10 Things You Should Be Doing Now So You Can Retire on Time
This week we came across some great advice from US blogger Len Penzo about preparing for retirement. We’ve “Australianised” it where applicable but no matter where you live, it’s a worthwhile read.
While researching for the newsletter this week, I came across some great advice on a US website about preparing for retirement. I’ve “Australianised” it where applicable but no matter where you live, it’s a worthwhile read.
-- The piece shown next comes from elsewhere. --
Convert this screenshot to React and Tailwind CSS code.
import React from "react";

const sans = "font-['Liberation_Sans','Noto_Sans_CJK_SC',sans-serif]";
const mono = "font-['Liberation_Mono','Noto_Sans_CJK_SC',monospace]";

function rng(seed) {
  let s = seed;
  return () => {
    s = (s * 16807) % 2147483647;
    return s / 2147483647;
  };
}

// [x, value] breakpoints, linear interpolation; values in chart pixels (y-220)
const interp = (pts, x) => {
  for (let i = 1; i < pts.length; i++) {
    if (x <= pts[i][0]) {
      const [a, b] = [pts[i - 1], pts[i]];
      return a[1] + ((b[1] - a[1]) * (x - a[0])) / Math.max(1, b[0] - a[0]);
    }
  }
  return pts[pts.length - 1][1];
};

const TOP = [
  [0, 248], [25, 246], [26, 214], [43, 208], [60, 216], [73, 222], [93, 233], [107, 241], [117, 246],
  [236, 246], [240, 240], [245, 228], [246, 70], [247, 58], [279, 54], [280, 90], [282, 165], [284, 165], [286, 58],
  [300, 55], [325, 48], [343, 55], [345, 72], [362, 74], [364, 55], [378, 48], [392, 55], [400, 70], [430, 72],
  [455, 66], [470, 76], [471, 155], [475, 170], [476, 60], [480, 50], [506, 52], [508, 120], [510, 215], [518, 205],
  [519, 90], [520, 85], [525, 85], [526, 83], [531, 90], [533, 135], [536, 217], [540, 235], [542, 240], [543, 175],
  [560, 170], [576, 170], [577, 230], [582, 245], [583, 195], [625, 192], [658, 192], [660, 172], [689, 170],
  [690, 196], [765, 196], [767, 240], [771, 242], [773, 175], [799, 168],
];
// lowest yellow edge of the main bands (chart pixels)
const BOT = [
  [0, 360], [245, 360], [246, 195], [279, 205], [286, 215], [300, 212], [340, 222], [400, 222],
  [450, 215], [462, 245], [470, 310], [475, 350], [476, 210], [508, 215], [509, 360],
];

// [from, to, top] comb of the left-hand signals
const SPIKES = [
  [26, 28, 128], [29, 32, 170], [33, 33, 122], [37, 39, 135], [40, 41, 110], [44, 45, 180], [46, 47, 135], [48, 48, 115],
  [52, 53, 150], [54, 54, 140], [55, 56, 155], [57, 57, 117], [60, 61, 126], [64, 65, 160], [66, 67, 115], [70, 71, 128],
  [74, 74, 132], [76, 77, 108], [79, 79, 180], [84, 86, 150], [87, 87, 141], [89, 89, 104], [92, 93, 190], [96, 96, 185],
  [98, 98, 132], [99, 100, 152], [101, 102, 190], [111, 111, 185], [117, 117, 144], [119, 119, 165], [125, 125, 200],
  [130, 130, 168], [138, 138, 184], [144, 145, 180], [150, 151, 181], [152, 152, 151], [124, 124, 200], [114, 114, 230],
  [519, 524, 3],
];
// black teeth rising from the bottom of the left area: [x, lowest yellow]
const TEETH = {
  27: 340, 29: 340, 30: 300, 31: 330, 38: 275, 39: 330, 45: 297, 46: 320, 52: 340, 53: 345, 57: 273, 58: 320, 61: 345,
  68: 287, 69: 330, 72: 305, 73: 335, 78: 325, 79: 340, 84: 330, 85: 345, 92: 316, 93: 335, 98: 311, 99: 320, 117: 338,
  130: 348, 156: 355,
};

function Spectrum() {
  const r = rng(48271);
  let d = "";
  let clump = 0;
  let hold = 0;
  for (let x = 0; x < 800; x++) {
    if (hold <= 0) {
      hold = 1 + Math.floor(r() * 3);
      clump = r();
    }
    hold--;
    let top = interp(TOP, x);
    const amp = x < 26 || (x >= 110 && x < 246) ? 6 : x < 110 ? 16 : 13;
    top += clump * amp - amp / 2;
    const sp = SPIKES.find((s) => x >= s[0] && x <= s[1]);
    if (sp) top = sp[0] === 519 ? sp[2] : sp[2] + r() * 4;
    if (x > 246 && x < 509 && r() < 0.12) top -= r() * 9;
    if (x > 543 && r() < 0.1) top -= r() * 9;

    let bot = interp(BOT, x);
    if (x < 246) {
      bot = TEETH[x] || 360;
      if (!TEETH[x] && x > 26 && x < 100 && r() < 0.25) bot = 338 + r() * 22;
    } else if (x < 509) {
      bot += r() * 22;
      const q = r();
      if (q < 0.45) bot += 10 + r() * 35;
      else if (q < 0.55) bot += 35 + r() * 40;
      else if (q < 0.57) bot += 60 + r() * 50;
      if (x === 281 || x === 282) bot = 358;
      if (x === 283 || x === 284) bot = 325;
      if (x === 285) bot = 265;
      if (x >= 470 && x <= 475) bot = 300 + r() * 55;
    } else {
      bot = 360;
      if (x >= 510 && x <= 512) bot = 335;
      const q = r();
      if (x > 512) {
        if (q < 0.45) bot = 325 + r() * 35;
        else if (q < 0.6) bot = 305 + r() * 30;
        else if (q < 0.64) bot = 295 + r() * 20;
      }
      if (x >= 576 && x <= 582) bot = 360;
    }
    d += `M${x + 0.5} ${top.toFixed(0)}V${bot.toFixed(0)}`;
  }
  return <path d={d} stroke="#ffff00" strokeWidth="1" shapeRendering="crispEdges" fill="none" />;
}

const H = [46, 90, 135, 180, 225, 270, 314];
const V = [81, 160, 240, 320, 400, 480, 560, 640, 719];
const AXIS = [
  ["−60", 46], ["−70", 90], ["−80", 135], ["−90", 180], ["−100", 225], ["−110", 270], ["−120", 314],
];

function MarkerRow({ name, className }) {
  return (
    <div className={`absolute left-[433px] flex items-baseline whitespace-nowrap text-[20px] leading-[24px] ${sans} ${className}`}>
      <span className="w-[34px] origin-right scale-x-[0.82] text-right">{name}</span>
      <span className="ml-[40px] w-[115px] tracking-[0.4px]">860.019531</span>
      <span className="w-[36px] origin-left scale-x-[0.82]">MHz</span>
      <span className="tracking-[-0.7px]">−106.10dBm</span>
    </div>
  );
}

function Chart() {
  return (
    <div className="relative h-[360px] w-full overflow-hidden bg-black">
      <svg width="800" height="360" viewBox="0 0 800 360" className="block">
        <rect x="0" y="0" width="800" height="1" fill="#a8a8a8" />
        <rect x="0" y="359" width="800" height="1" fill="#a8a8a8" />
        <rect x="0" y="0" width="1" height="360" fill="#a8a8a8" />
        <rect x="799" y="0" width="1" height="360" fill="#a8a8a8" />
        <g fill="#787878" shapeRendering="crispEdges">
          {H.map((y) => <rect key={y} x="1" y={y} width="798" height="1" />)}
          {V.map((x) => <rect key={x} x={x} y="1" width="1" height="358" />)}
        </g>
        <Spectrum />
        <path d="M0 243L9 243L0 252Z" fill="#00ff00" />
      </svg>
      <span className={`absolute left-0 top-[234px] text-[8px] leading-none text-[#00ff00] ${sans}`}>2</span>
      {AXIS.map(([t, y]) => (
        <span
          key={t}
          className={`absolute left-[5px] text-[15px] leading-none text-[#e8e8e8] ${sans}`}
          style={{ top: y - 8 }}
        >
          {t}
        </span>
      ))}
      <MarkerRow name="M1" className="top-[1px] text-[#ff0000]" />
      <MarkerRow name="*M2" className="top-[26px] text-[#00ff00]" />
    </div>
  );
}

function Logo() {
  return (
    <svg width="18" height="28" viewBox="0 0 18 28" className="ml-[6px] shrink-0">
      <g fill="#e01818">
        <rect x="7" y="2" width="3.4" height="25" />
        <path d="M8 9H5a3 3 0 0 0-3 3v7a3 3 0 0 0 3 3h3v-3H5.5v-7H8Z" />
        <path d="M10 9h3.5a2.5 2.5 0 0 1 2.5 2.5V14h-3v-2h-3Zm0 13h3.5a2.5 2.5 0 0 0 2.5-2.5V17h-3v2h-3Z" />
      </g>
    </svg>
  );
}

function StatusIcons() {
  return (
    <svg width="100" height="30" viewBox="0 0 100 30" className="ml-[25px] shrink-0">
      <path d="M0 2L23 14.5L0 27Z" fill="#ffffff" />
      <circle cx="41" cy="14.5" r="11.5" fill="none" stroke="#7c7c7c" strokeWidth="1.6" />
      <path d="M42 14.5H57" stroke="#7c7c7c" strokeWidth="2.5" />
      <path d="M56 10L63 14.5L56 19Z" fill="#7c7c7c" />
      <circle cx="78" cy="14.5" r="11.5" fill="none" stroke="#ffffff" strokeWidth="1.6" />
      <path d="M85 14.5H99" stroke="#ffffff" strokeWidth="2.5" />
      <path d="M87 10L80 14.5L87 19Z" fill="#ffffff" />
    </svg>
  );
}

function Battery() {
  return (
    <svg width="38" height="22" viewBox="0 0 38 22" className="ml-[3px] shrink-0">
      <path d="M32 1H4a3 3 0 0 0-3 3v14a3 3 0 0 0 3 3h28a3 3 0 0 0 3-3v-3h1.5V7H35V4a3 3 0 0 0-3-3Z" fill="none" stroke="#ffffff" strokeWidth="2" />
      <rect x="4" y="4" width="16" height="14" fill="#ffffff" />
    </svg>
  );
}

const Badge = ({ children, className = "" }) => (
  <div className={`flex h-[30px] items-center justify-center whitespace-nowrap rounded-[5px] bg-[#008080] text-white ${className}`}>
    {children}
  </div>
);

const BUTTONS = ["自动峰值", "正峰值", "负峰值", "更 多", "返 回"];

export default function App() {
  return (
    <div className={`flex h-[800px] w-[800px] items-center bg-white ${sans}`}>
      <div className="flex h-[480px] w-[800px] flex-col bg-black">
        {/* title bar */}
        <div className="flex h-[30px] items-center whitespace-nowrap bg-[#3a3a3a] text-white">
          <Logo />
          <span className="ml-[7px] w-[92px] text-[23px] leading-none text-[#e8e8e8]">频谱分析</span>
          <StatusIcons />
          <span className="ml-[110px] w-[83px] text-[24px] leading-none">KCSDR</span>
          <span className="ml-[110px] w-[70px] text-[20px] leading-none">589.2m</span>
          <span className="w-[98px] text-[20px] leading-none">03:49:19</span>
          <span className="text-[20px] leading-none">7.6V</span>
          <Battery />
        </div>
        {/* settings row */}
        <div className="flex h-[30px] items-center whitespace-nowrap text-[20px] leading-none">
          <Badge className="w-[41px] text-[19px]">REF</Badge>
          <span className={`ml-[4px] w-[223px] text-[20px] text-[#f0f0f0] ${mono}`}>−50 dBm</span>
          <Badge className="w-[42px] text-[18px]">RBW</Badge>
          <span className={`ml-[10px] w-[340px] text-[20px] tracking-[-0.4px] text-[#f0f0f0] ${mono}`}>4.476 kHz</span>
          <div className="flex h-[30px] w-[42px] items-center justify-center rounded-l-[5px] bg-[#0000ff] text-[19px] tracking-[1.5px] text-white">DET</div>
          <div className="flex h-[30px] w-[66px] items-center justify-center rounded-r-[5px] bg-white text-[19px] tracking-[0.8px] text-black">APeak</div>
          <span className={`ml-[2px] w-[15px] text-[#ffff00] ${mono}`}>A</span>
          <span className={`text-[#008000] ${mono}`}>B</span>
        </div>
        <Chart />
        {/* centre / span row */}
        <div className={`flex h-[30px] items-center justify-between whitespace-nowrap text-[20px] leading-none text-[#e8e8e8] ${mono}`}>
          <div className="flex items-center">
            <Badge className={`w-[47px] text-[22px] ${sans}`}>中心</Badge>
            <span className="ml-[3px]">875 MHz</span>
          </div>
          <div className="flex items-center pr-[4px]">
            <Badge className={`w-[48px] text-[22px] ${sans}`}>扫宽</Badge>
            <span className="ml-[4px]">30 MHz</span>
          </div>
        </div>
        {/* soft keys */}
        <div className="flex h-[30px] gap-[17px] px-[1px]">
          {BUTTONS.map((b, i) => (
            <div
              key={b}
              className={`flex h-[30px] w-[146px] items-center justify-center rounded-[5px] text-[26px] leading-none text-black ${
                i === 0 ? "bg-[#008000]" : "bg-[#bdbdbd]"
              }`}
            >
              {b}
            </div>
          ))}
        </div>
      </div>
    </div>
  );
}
Do you have grand plans to spend your golden years lying on a beach, hitting the links on weekdays, or sipping cocktails until the sun goes down? By following a few simple tips you can retire on your own terms — on time, or even earlier — and live the good life.
Take a Financial Selfie
You may be opposed to taking real selfies, but it’s never a bad idea to self-reflect and take a mental snapshot of your finances, no matter how young or old you are.
“The first step to creating a solid financial plan is making sure you understand where you’re at,” says Patty Cathey, an investment advisor with Smart Retirement Plan in Denver, Colorado. “Start by looking at all the debt you owe such as student loans, car loans, credit card payments. Then create a list to keep track of your balances, interest rates and payment due dates to make sure you’re not racking up any unnecessary fees. Next, look at all your other expenses: utility payments, cell phone bills, groceries and entertainment. Then compare that against how much you make. If your expenses outweigh your income, you’re going to have to take a hard look at where you can cut.”
Modify Your Plan
If your financial selfie reveals areas that need improvement, modify your current retirement plan to accommodate those changes.
“Revisit and review the plan for any updates, and evaluate assets and debts,” suggests Kevin Gallegos, a vice president with Freedom Financial Network. “Check an online retirement calculator to determine how much savings you’ll need during retirement. Compare where you are with where you need to be.”
Update Your Goals
Your priorities and your finances will change over the years — so you’ll need to adapt.
“Set a goal for where you want to be this time next year,” Cathey advises. “Do you want to wipe out your credit card debt, bring your lunch three times a week, or increase your retirement savings to 10%? Whatever it is, write it down and put it where you’ll see it every day to increase your motivation and the likelihood of reaching that goal.”
Bring Your Lunch
Speaking of lunch Brown bagging it instead of eating out may seem like a generic and obvious way to save, but the return is probably much larger than you think.
“If you pack your lunch three times a week and invest your savings, you can save more than $9,000 in seven years, if averaging a 5% return. You can also save by cutting down on things like coffee, drinks and movies.”
Meet Your Match
One of the most critical ways to accelerate your retirement savings is to take full advantage of your employer’s 401(k) match program, if they offer one. (Australian businesses are required by law to contribute 9% to your Super but this is still a great tip to match that if you can)
“Ideally, you want to be putting away 10% to 15% of your income for retirement,” says Cathey. “If you’re working on other goals, like paying off student loans or saving for a new home or kids’ college, then start by putting enough in your 401(k) to meet your employer’s match. That’s free money!”
Plan Your Lifestyle
Will you work part-time, travel, or pursue a hobby? Create your retirement budget. Then try living on what you anticipate your post-retirement income will be. A good rule of thumb is 85% of current income. Save the rest of your income, or use it to pay off debt.
Understand Your Future Income
You only get a partial picture of your financial future if you’re basing it on your self-established retirement fund. However, you may be entitled to other payments like Social Security and pensions that will help out in the long run.
Evaluate Life Insurance Needs
If you’re paying premiums on a large life insurance policy, but are no longer supporting dependents, judge whether you should redirect those payments to another source.
Payoff Debt
When should you pay off your debt? As soon as possible.
“Paying off a credit card balance with a 15% annual interest rate is equivalent to earning a 15% return on an investment,” Gallegos says. “Plus, you will provide yourself breathing room on a fixed income. If you really can’t pay it off yourself, either by the avalanche or snowball method, then consider debt negotiation or credit counseling.”
Build a Financial Cushion
After you start doing putting the pieces of your retirement together in earnest, you should have a good idea of how much money you’ll need to survive — and, hopefully, thrive. Individuals age 50 and older can make “catch-up” payments, which allow for greater annual contributions. And don’t forget about your safety net.
“Build an emergency fund of six — and ideally 12 — months’ expenses in an accessible account,” says Gallegos.